Fig. 2.

SHARPIN is predicted to regulate TLR2-induced NF-κB and AP-1 activation. (A) cpdm and control BMM were stimulated with Pam₃CSK₄ (300 ng/mL) for 12 h, and RNA was extracted and analyzed by microarray (Agilent). A total of 400 genes (rows) induced at least threefold by Pam₃CSK₄ in control BMM in two independent experiments are shown. Genes are sorted according to impairment (top) or enhancement (bottom) of responses in cpdm BMM in two independent experiments. (Left) Pink intensity indicates increasing expression relative to unstimulated wild-type BMM. Values for each gene are scaled relative to the overall maximum value observed for that gene. (Right) Orange intensity indicates increasing GSEA enrichment scores for NF-κB– and AP-1–binding sites. (B) Details of NF-κB and AP-1 GSEA. Genes are ordered according to impairment (left) or enhancement (right) of responses in cpdm BMM. Red line: differences between Pam₃CSK₄ responses in cpdm and wild-type BMM for ordered genes.

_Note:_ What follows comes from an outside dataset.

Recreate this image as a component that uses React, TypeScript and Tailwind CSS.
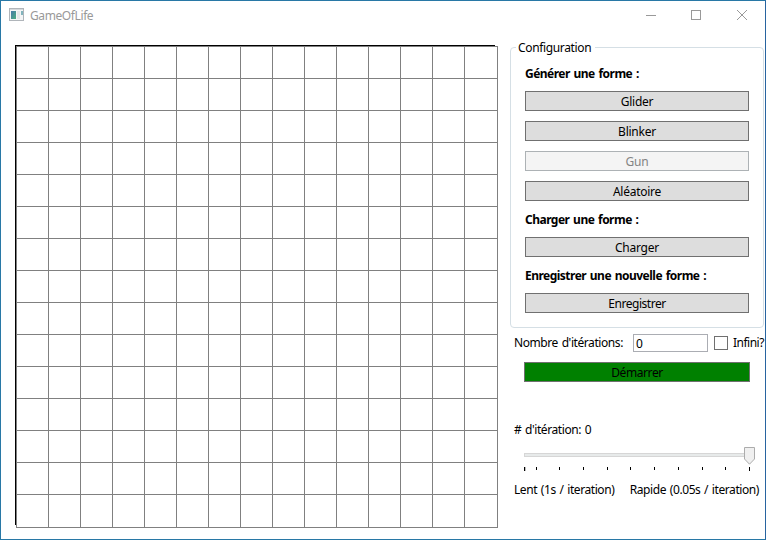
import React from "react";

const CELLS = Array.from({ length: 225 }, (_, i) => i);
const TICKS = [0, 12, 35, 59, 83, 106, 130, 154, 178, 201, 225];

function Label({ children, className = "" }: { children: React.ReactNode; className?: string }) {
  return <div className={`h-4 leading-4 whitespace-nowrap ${className}`}>{children}</div>;
}

function Button({ children, disabled = false }: { children: React.ReactNode; disabled?: boolean }) {
  return (
    <button
      disabled={disabled}
      className={`flex h-5 w-56 shrink-0 items-center justify-center border pt-px leading-4 tracking-[-0.25px] ${
        disabled ? "border-[#adb2b5] bg-[#f4f4f4] text-[#838383]" : "border-[#707070] bg-[#dddddd]"
      }`}
    >
      {children}
    </button>
  );
}

function TitleBar() {
  return (
    <header className="flex h-[30px] shrink-0 items-start pl-2">
      <svg width="15" height="13" viewBox="0 0 15 13" className="mt-[7px] shrink-0">
        <defs>
          <linearGradient id="pane" x1="0" y1="0" x2="1" y2="1">
            <stop offset="0" stopColor="#4779a8" />
            <stop offset="1" stopColor="#4cae80" />
          </linearGradient>
        </defs>
        <rect x=".5" y=".5" width="14" height="12" fill="#f4f5f6" stroke="#b0b5ba" />
        <path d="M1 1.5h13" stroke="#d5d9dc" />
        <rect x="2" y="3" width="5" height="8" fill="url(#pane)" />
        <rect x="8" y="3" width="3" height="8" fill="#e5e7e8" />
        <rect x="12" y="3" width="2" height="4" fill="#82b4bd" />
      </svg>
      <span className="ml-[6px] mt-[7px] leading-4 tracking-[-0.4px] text-[#999999]">GameOfLife</span>
      <svg width="104" height="12" viewBox="0 0 104 12" className="mr-4 mt-2 ml-auto shrink-0" fill="none" stroke="#999999">
        <path d="M1 6.5h10" />
        <rect x="46.5" y="1.5" width="9" height="9" />
        <path d="M92 1l10 10M102 1L92 11" />
      </svg>
    </header>
  );
}

function Board() {
  return (
    <div className="mt-[14px] ml-[14px] h-[483px] w-[483px] shrink-0">
      <div className="h-px w-[480px] bg-black" />
      <div className="flex">
        <div className="h-[479px] w-px bg-black" />
        <div className="grid h-[482px] w-[482px] grid-cols-[repeat(14,32px)_33px] grid-rows-[repeat(14,32px)_33px] border-r border-b border-[#808080]">
          {CELLS.map((i) => (
            <div key={i} className="border-t border-l border-[#808080]" />
          ))}
        </div>
      </div>
    </div>
  );
}

function Configuration() {
  const heading = "font-bold tracking-[-0.52px] [word-spacing:1.1px]";
  return (
    <fieldset className="mt-[9px] flex h-[288px] w-[254px] flex-col rounded-[4px] border border-[#d5dfe5] pl-[14px]">
      <legend className="-ml-[9px] h-[15px] pr-1 pl-[2px] leading-4 tracking-[-0.35px]">Configuration</legend>
      <Label className={`mt-[11px] ${heading}`}>Générer une forme :</Label>
      <div className="mt-[9px] flex flex-col gap-[10px]">
        <Button>Glider</Button>
        <Button>Blinker</Button>
        <Button disabled>Gun</Button>
        <Button>Aléatoire</Button>
      </div>
      <Label className={`mt-[11px] mb-[9px] ${heading}`}>Charger une forme :</Label>
      <Button>Charger</Button>
      <Label className={`mt-[11px] mb-[9px] ${heading}`}>Enregistrer une nouvelle forme :</Label>
      <Button><span className="tracking-[-0.45px]">Enregistrer</span></Button>
    </fieldset>
  );
}

function SpeedSlider() {
  return (
    <div className="mt-[9px] ml-[14px] w-[232px]">
      <div className="flex h-[18px] items-start">
        <div className="mt-[6px] h-1 w-[220px] border border-r-0 border-[#d6d6d6] bg-[#e7eaea]" />
        <svg width="11" height="18" viewBox="0 0 11 18" className="shrink-0">
          <path d="M.5 .5h10v11.5l-5 5.2L.5 12z" fill="#f0f0f0" stroke="#acacac" />
        </svg>
      </div>
      <svg width="227" height="4" viewBox="0 0 227 4" className="mt-[2px]" shapeRendering="crispEdges">
        {TICKS.map((x) => (
          <rect key={x} x={x} width="1" height={x === 0 || x === 225 ? 4 : 3} fill="#000000" />
        ))}
        <rect x="1" width="1" height="4" fill="#bbbbbb" />
      </svg>
    </div>
  );
}

export default function App() {
  return (
    <div className="flex h-[540px] w-[766px] flex-col overflow-hidden border border-[#2878a6] border-r-[#2864a0] bg-white font-['Noto_Sans','Open_Sans',sans-serif] text-[12px] text-black">
      <TitleBar />
      <main className="flex min-h-0 flex-1">
        <Board />
        <section className="ml-3 w-[254px] shrink-0">
          <Configuration />
          <div className="mt-[6px] flex h-[18px] items-center pl-1">
            <Label className="w-[119px] shrink-0 tracking-[-0.42px] [word-spacing:1px]">Nombre d'itérations:</Label>
            <div className="flex h-[18px] w-[75px] shrink-0 items-center border border-[#abadb3] pt-px pl-[2px]">0</div>
            <div className="ml-[6px] h-[14px] w-[14px] shrink-0 border border-[#707070]" />
            <Label className="ml-[5px] tracking-[-0.5px]">Infini?</Label>
          </div>
          <button className="mt-[10px] ml-[14px] flex h-5 w-[226px] items-center justify-center border border-[#707070] bg-[#008000] pt-px leading-4 tracking-[-0.4px]">
            Démarrer
          </button>
          <Label className="mt-10 ml-1 tracking-[-0.42px] [word-spacing:1px]"># d'itération: 0</Label>
          <SpeedSlider />
          <div className="mt-[11px] ml-1 flex justify-between pr-[5px]">
            <Label className="tracking-[-0.42px] [word-spacing:1px]">Lent (1s / iteration)</Label>
            <Label className="tracking-[-0.42px] [word-spacing:1px]">Rapide (0.05s / iteration)</Label>
          </div>
        </section>
      </main>
    </div>
  );
}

Blue bars: presence of NF-κB– or AP-1–binding sites in promoters of ordered genes. Orange lines: GSEA enrichment scores for NF-κB or AP-1, calculated using the effect of cpdm mutation on Pam₃CSK₄ responses (red line) and binding site information (blue bars). Dashed lines: median and 95% quantile maximum enrichment scores in permuted datasets. (C and D) Cytoscape interaction networks for NF-κB (C) and AP-1 (D). White, blue, and pink nodes (genes) are induced by Pam₃CSK₄ in a manner not affected, strongly impaired, or enhanced, respectively, by SHARPIN deficiency. Gray nodes: genes not induced by Pam₃CSK₄. Orange borders: genes predicted to regulate the networks as part of NF-κB (C) or AP-1 (D). Green and black edges (connecting genes and gene products): known protein–DNA and protein–protein interactions, respectively.